───── Data provided

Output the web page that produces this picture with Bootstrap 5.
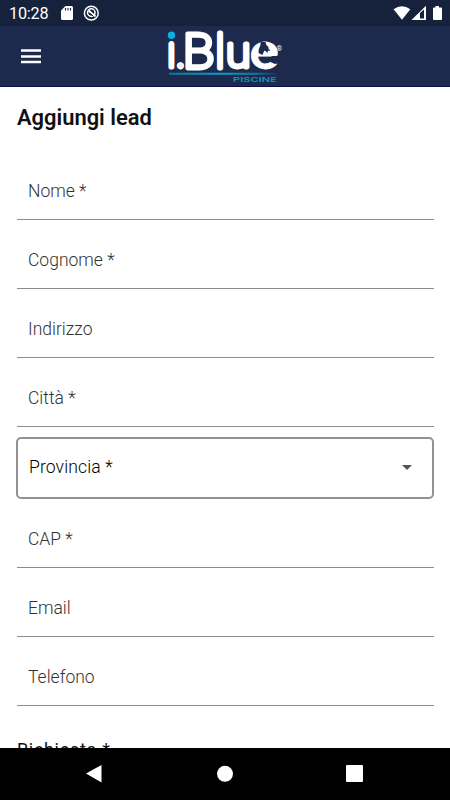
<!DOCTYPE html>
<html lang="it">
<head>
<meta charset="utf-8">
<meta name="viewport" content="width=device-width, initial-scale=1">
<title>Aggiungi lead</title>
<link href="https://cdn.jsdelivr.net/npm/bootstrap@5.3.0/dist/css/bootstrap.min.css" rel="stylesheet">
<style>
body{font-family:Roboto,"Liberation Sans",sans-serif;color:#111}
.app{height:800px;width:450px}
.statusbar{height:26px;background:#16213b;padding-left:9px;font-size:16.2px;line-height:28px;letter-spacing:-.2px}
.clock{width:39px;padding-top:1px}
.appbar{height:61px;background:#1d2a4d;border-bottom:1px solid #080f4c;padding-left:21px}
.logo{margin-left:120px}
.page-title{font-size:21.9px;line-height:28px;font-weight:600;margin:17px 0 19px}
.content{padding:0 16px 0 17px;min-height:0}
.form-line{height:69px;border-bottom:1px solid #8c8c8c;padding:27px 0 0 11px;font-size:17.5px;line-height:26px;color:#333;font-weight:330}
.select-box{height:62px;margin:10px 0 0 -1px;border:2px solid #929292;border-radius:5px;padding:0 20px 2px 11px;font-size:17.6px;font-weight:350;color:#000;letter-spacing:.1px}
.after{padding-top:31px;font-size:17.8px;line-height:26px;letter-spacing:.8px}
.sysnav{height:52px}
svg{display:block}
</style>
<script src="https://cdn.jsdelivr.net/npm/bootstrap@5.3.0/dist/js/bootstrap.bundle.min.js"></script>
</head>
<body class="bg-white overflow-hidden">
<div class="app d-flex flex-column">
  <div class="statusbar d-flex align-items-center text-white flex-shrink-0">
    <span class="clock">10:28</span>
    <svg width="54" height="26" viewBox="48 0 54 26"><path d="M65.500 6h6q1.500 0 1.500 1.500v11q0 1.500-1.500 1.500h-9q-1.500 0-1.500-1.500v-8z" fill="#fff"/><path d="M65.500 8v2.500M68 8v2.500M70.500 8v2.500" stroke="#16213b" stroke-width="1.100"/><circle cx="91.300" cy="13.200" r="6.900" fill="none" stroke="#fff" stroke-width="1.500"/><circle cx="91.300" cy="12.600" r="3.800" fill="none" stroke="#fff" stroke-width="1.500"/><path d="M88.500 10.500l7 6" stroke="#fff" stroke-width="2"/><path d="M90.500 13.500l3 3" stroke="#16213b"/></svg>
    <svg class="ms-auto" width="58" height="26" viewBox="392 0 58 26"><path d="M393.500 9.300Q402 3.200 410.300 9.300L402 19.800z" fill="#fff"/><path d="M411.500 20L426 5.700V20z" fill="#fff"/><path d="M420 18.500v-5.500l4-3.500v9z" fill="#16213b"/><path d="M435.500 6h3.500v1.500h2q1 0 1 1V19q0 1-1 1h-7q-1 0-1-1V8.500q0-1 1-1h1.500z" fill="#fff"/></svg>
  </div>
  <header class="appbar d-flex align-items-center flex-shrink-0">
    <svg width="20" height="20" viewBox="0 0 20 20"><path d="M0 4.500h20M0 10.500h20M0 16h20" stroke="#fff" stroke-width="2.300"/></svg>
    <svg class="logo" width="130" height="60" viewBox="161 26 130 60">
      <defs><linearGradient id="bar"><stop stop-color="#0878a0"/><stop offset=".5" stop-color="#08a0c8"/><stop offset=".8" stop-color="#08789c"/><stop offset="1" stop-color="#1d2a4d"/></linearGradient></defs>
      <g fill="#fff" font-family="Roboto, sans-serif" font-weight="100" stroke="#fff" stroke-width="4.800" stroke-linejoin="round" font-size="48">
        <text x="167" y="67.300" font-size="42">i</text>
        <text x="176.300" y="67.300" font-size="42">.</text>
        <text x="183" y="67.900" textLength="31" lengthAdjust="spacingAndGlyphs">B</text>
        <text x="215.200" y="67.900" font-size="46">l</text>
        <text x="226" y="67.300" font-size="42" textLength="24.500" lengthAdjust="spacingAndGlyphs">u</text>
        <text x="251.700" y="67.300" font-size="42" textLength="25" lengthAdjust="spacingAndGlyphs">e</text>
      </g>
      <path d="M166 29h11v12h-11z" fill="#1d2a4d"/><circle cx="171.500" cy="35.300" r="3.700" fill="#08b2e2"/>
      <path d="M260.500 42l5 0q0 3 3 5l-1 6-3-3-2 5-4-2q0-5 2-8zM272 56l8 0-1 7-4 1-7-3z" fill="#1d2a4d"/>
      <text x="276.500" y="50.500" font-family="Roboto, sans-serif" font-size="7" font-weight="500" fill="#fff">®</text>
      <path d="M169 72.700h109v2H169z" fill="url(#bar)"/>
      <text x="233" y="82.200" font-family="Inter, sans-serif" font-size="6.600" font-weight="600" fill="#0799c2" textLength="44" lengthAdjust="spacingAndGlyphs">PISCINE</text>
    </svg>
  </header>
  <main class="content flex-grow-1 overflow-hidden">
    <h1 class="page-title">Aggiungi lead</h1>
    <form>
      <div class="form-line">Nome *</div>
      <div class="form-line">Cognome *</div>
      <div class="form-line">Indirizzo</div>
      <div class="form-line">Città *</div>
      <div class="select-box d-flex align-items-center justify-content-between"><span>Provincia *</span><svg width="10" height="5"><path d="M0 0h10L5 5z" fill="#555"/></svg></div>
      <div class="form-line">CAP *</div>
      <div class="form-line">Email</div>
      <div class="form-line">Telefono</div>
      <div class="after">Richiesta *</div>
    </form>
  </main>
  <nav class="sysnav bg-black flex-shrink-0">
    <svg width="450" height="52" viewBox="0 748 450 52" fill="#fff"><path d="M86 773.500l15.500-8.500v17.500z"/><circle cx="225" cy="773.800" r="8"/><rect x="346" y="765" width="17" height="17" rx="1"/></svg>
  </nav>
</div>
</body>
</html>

──────────

| Task requirements |
Transcribe the material exactly, and leave out whatever pictures it holds.

| Answer |
Output the web page that produces this picture with Bootstrap 5.
<!DOCTYPE html>
<html lang="it">
<head>
<meta charset="utf-8">
<meta name="viewport" content="width=device-width, initial-scale=1">
<title>Aggiungi lead</title>
<link href="https://cdn.jsdelivr.net/npm/bootstrap@5.3.0/dist/css/bootstrap.min.css" rel="stylesheet">
<style>
body{font-family:Roboto,"Liberation Sans",sans-serif;color:#111}
.app{height:800px;width:450px}
.statusbar{height:26px;background:#16213b;padding-left:9px;font-size:16.2px;line-height:28px;letter-spacing:-.2px}
.clock{width:39px;padding-top:1px}
.appbar{height:61px;background:#1d2a4d;border-bottom:1px solid #080f4c;padding-left:21px}
.logo{margin-left:120px}
.page-title{font-size:21.9px;line-height:28px;font-weight:600;margin:17px 0 19px}
.content{padding:0 16px 0 17px;min-height:0}
.form-line{height:69px;border-bottom:1px solid #8c8c8c;padding:27px 0 0 11px;font-size:17.5px;line-height:26px;color:#333;font-weight:330}
.select-box{height:62px;margin:10px 0 0 -1px;border:2px solid #929292;border-radius:5px;padding:0 20px 2px 11px;font-size:17.6px;font-weight:350;color:#000;letter-spacing:.1px}
.after{padding-top:31px;font-size:17.8px;line-height:26px;letter-spacing:.8px}
.sysnav{height:52px}
svg{display:block}
</style>
<script src="https://cdn.jsdelivr.net/npm/bootstrap@5.3.0/dist/js/bootstrap.bundle.min.js"></script>
</head>
<body class="bg-white overflow-hidden">
<div class="app d-flex flex-column">
  <div class="statusbar d-flex align-items-center text-white flex-shrink-0">
    <span class="clock">10:28</span>
    <svg width="54" height="26" viewBox="48 0 54 26"><path d="M65.500 6h6q1.500 0 1.500 1.500v11q0 1.500-1.500 1.500h-9q-1.500 0-1.500-1.500v-8z" fill="#fff"/><path d="M65.500 8v2.500M68 8v2.500M70.500 8v2.500" stroke="#16213b" stroke-width="1.100"/><circle cx="91.300" cy="13.200" r="6.900" fill="none" stroke="#fff" stroke-width="1.500"/><circle cx="91.300" cy="12.600" r="3.800" fill="none" stroke="#fff" stroke-width="1.500"/><path d="M88.500 10.500l7 6" stroke="#fff" stroke-width="2"/><path d="M90.500 13.500l3 3" stroke="#16213b"/></svg>
    <svg class="ms-auto" width="58" height="26" viewBox="392 0 58 26"><path d="M393.500 9.300Q402 3.200 410.300 9.300L402 19.800z" fill="#fff"/><path d="M411.500 20L426 5.700V20z" fill="#fff"/><path d="M420 18.500v-5.500l4-3.500v9z" fill="#16213b"/><path d="M435.500 6h3.500v1.500h2q1 0 1 1V19q0 1-1 1h-7q-1 0-1-1V8.500q0-1 1-1h1.500z" fill="#fff"/></svg>
  </div>
  <header class="appbar d-flex align-items-center flex-shrink-0">
    <svg width="20" height="20" viewBox="0 0 20 20"><path d="M0 4.500h20M0 10.500h20M0 16h20" stroke="#fff" stroke-width="2.300"/></svg>
    <svg class="logo" width="130" height="60" viewBox="161 26 130 60">
      <defs><linearGradient id="bar"><stop stop-color="#0878a0"/><stop offset=".5" stop-color="#08a0c8"/><stop offset=".8" stop-color="#08789c"/><stop offset="1" stop-color="#1d2a4d"/></linearGradient></defs>
      <g fill="#fff" font-family="Roboto, sans-serif" font-weight="100" stroke="#fff" stroke-width="4.800" stroke-linejoin="round" font-size="48">
        <text x="167" y="67.300" font-size="42">i</text>
        <text x="176.300" y="67.300" font-size="42">.</text>
        <text x="183" y="67.900" textLength="31" lengthAdjust="spacingAndGlyphs">B</text>
        <text x="215.200" y="67.900" font-size="46">l</text>
        <text x="226" y="67.300" font-size="42" textLength="24.500" lengthAdjust="spacingAndGlyphs">u</text>
        <text x="251.700" y="67.300" font-size="42" textLength="25" lengthAdjust="spacingAndGlyphs">e</text>
      </g>
      <path d="M166 29h11v12h-11z" fill="#1d2a4d"/><circle cx="171.500" cy="35.300" r="3.700" fill="#08b2e2"/>
      <path d="M260.500 42l5 0q0 3 3 5l-1 6-3-3-2 5-4-2q0-5 2-8zM272 56l8 0-1 7-4 1-7-3z" fill="#1d2a4d"/>
      <text x="276.500" y="50.500" font-family="Roboto, sans-serif" font-size="7" font-weight="500" fill="#fff">®</text>
      <path d="M169 72.700h109v2H169z" fill="url(#bar)"/>
      <text x="233" y="82.200" font-family="Inter, sans-serif" font-size="6.600" font-weight="600" fill="#0799c2" textLength="44" lengthAdjust="spacingAndGlyphs">PISCINE</text>
    </svg>
  </header>
  <main class="content flex-grow-1 overflow-hidden">
    <h1 class="page-title">Aggiungi lead</h1>
    <form>
      <div class="form-line">Nome *</div>
      <div class="form-line">Cognome *</div>
      <div class="form-line">Indirizzo</div>
      <div class="form-line">Città *</div>
      <div class="select-box d-flex align-items-center justify-content-between"><span>Provincia *</span><svg width="10" height="5"><path d="M0 0h10L5 5z" fill="#555"/></svg></div>
      <div class="form-line">CAP *</div>
      <div class="form-line">Email</div>
      <div class="form-line">Telefono</div>
      <div class="after">Richiesta *</div>
    </form>
  </main>
  <nav class="sysnav bg-black flex-shrink-0">
    <svg width="450" height="52" viewBox="0 748 450 52" fill="#fff"><path d="M86 773.500l15.500-8.500v17.500z"/><circle cx="225" cy="773.800" r="8"/><rect x="346" y="765" width="17" height="17" rx="1"/></svg>
  </nav>
</div>
</body>
</html>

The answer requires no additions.